Reserch of Entity Matching Based on Multiple Heterogenous Data
Lingyang WANG,Qinkuang CHEN,Lidan SHOU,Ke CHEN
DOI: https://doi.org/10.3778/j.issn.1002-8331.1807-0153
2019-01-01
Abstract:In recent years, for the entity matching problem of multi-source heterogeneous data, many scholars have proposed different solutions. However, these methods usually focus on entity matching under semantic frameworks such as RDFS or OWL. In addition, when facing multiple data source entity matching problem, most current methods will regard it as a two data source matching problem. These methods not only have high computational complexity, but also do not analyze the entity data from multiple aspects. To address this issue, the paper proposes an entity matching method which uses the commonly existing names, attributes, and context information of entities to construct multiple indexes, which can reduce the space complexity and generate high-quality candidate sets.
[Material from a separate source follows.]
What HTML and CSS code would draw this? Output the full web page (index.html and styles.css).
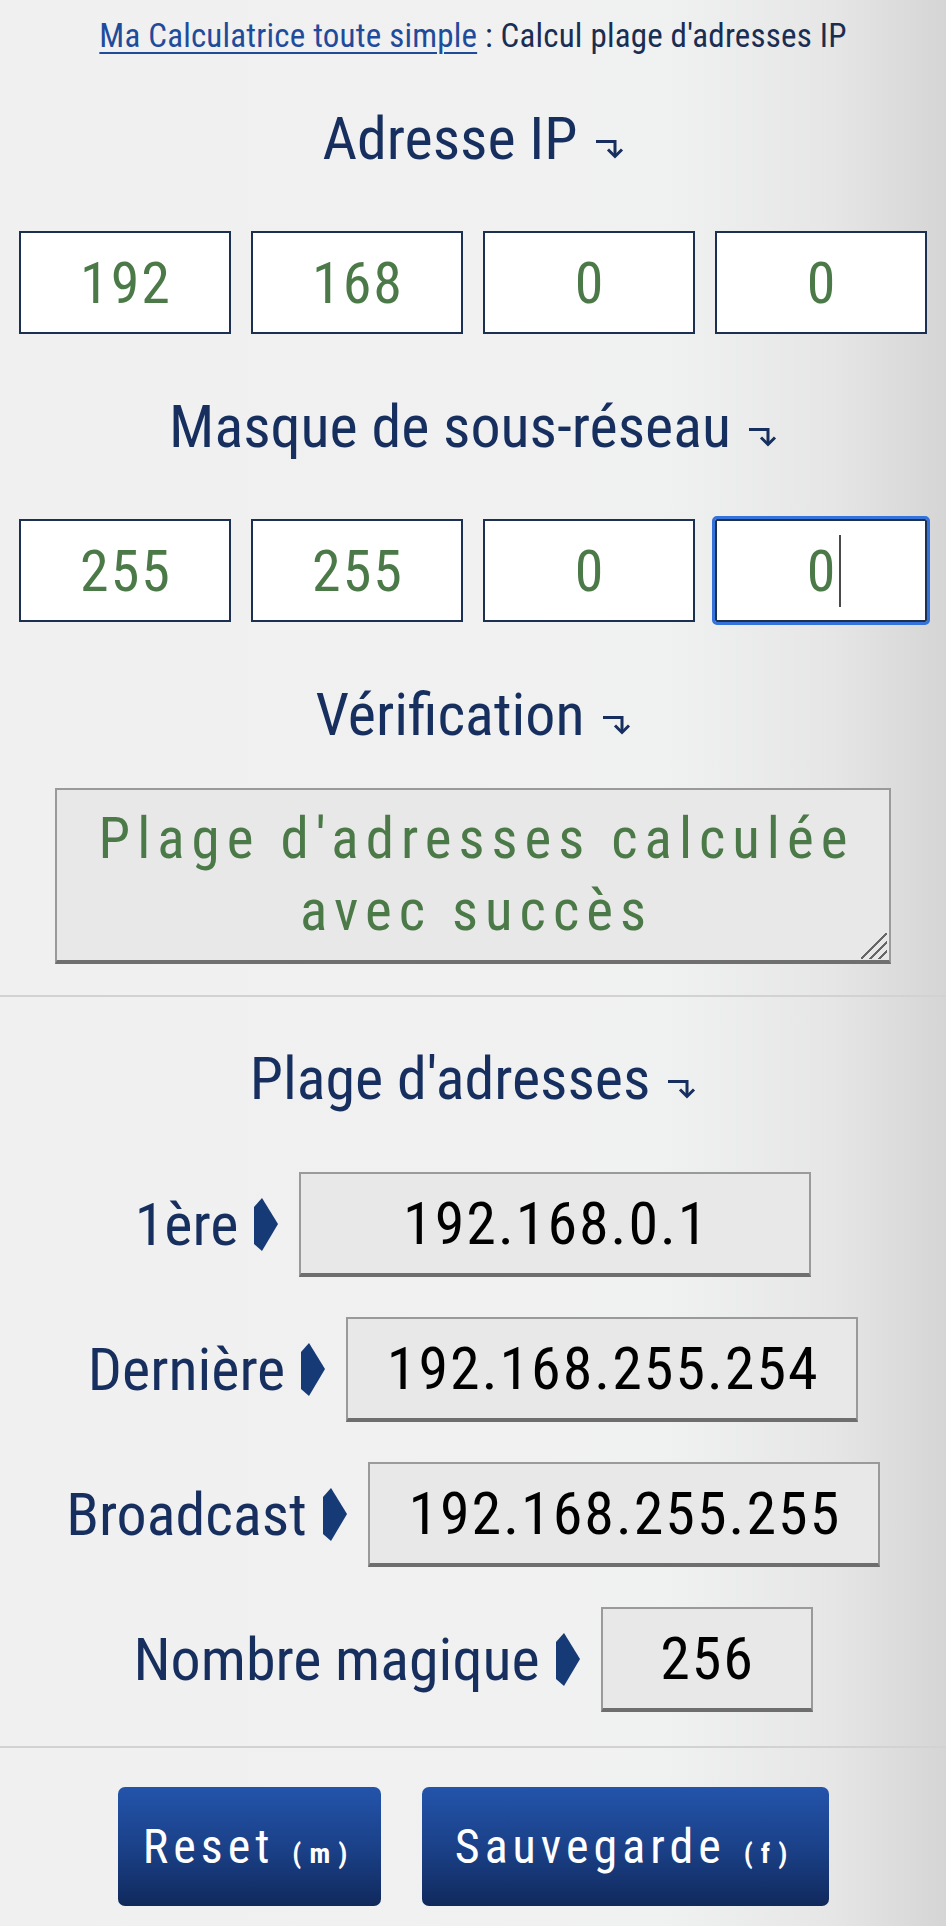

This paper also proposes a method for calculating the similarity of entities, which effectively determining whether entity pair matches. According to the weights and mutual exclusion relations between entities, it proposes an optimization algorithm based on graph division and divides equivalent entities into the same set. Experiments are conducted on real-world datasets of brand and character categories in the business domain, and the experimental results show that this method can achieve good improvements.